Quite obviously, this issue irritates the president as it casts a shadow over the entire state administration. But its consequences remain unclear: Formally the president does not have authority to revoke the degrees and honors. Moreover, among those who violate this informal ban are parliamentarians whose mandates Putin also cannot revoke.

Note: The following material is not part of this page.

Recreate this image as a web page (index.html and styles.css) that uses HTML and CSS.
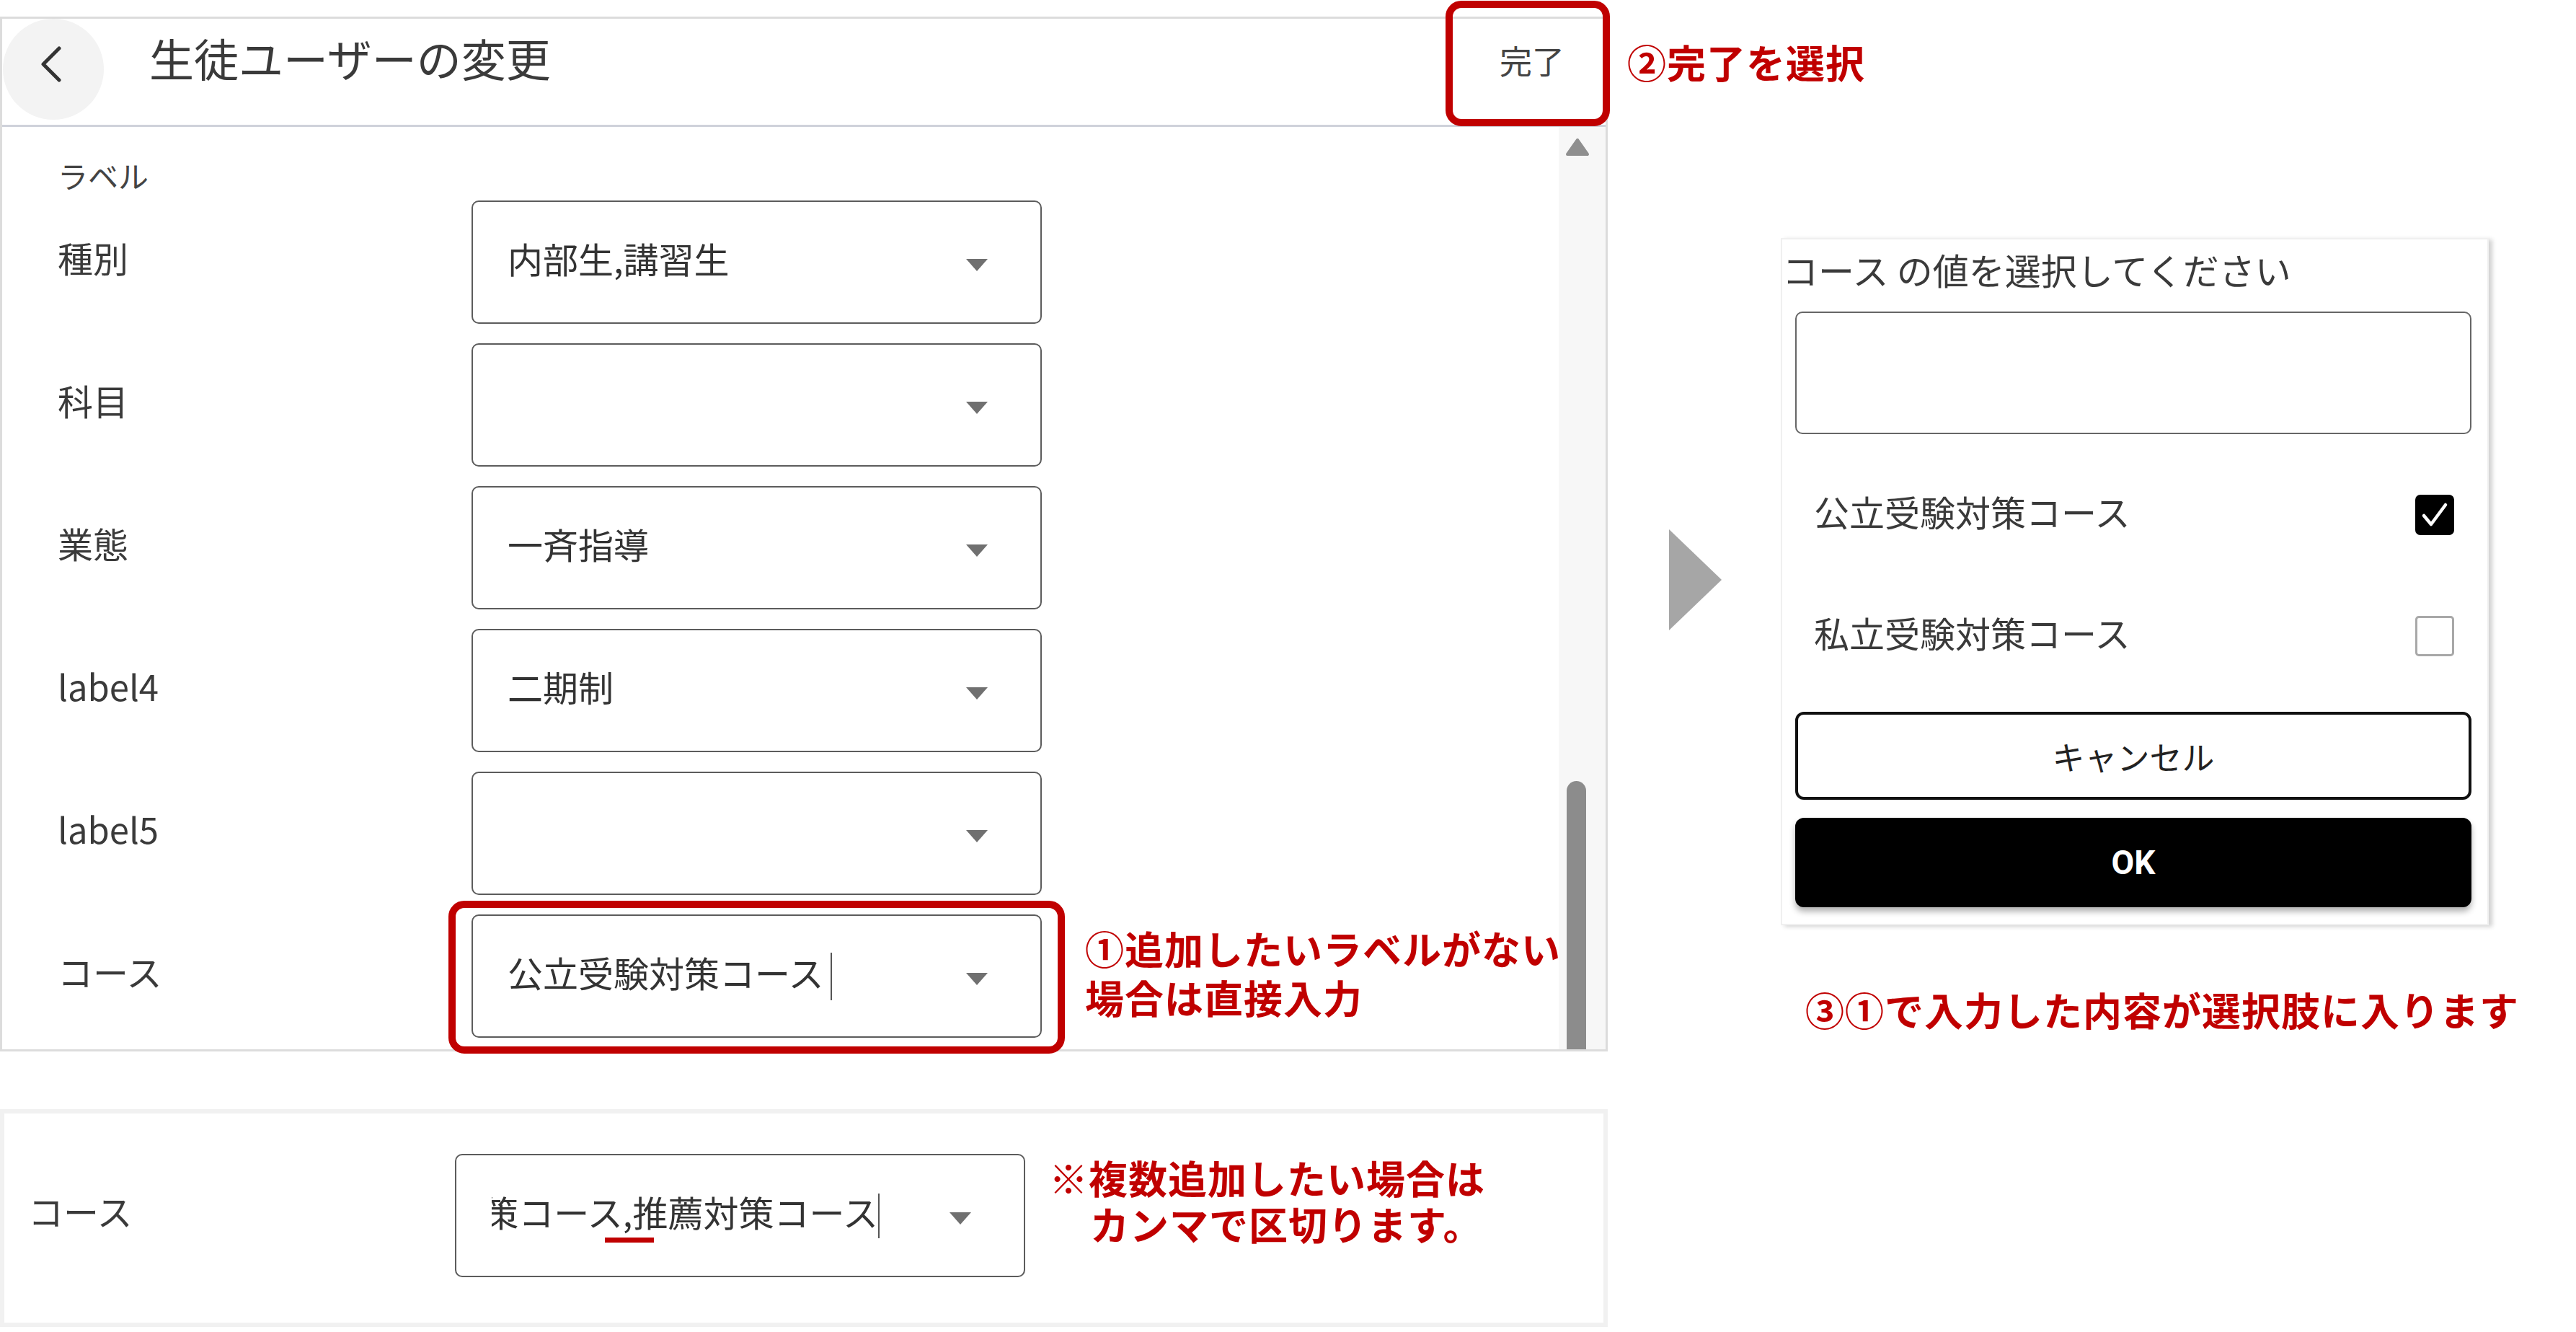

The lawyer and political scientist Anna Belovaya, interviewed by the Echo of Moscow radio station, supports Putin’s initiative to separate politics and science. She says that in the majority of cases, the bureaucrats’ desire to have a degree or hold a position in the RAS is just a matter of publicity, not a genuine desire to contribute to science. According to Belovaya, these bureaucrats work in the sphere of their research interests quite rarely.

Expert commentary

Daniil Parenkov, political scientist, lecturer at MGIMO University, on the problem of bureaucrats holding positions within the Russian Academy of Sciences:

On the one hand, the discussion of Putin’s initiative underlines the Kremlin’s desire to increase the effectiveness of the bureaucratic apparatus. On the other hand, it is an attempt to increase the authority of the Russian Academy of Sciences.

Indeed, concurrent employment in the state apparatus and in a research institution is equally negative for both. In this context, Putin’s initiative is in line with the Kremlin’s overall line of improving the effectiveness and the image of the bureaucracy.